Early life and education 
Robert Gavin was born on May 22, 1916 in Roseboro, North Carolina, United States to Edward Lee Gavin and Mary Caudle Gavin. Soon thereafter his family moved to Sanford, where he attended public schools. He received a bachelor's degree from the University of North Carolina at Chapel Hill in 1936 and returned to Sanford to establish a timber business. After the outbreak of World War II, Gavin left Sanford to serve in the United States Army Coast Artillery Corps for one year, reaching the rank of corporal. After the war Gavin finished his education at the University of North Carolina School of Law and was admitted to the North Carolina State Bar in 1946. He married Grace McNiell Blue in 1947 and had three children with her.

Career 
After receiving his law degree, Gavin returned to Sanford and practiced with the family firm of Gavin, Jackson, and Gavin. He served as a delegate to the Republican Party's national conventions in 1948, 1960, and 1964. In 1954 he was appointed Assistant United States District Attorney for the Middle District of North Carolina. In 1957 he was made United States District Attorney for the Middle District, temporarily filling in a vacancy created by the departure of his predecessor. In 1958 he left the post to resume private legal practice.

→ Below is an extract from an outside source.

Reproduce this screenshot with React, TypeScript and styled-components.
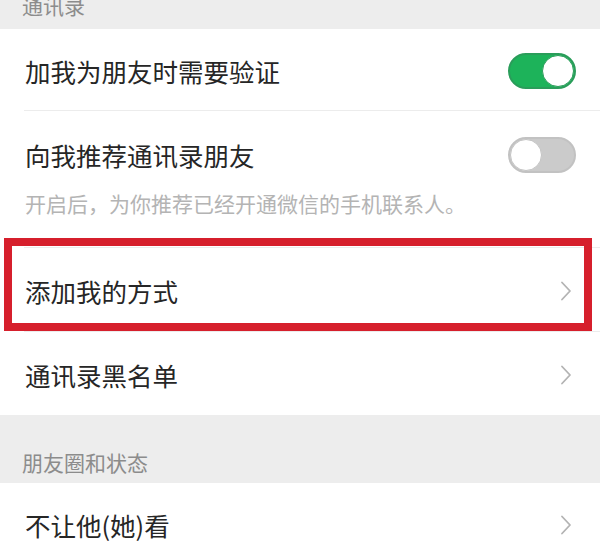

In 1960 Gavin, a Republican, ran to become Governor of North Carolina in 1960. He faced Democrat Terry Sanford in the general election. Gavin denounced Sanford as a tool of the liberal leadership of the national Democratic Party and organized labor. He identified himself as a conservative but denied being a reactionary. He called for a "fusion" of Democratic and Republican voters to support his candidacy, and promised to institute a civil service system to reduce the amount of patronage available to state politicians. Though he said he would not make race an issue of his campaign, he criticized the national Democratic Party's support for civil rights. He lost the gubernatorial race, 613,975 votes to Sanford's 735,258 votes, but performed better than other Republican gubernatorial candidates had in preceding years. In 1962 he became Chairman of the North Carolina Republican Party, holding the post until the following year. Gavin initially announced that he would not seek the Republican nomination for the 1964 North Carolina gubernatorial election, but changed his mind at the state Republican convention and accepted the nomination that year after being urged to do so by his colleagues. He lost the general election to Democrat Dan K. Moore, earning 606,165 votes to Moore's 790,343 votes. Attributing the defeat to a lack of black electoral support, he urged the Republican Party to reach out to black voters, though he opposed the Civil Rights Act of 1964.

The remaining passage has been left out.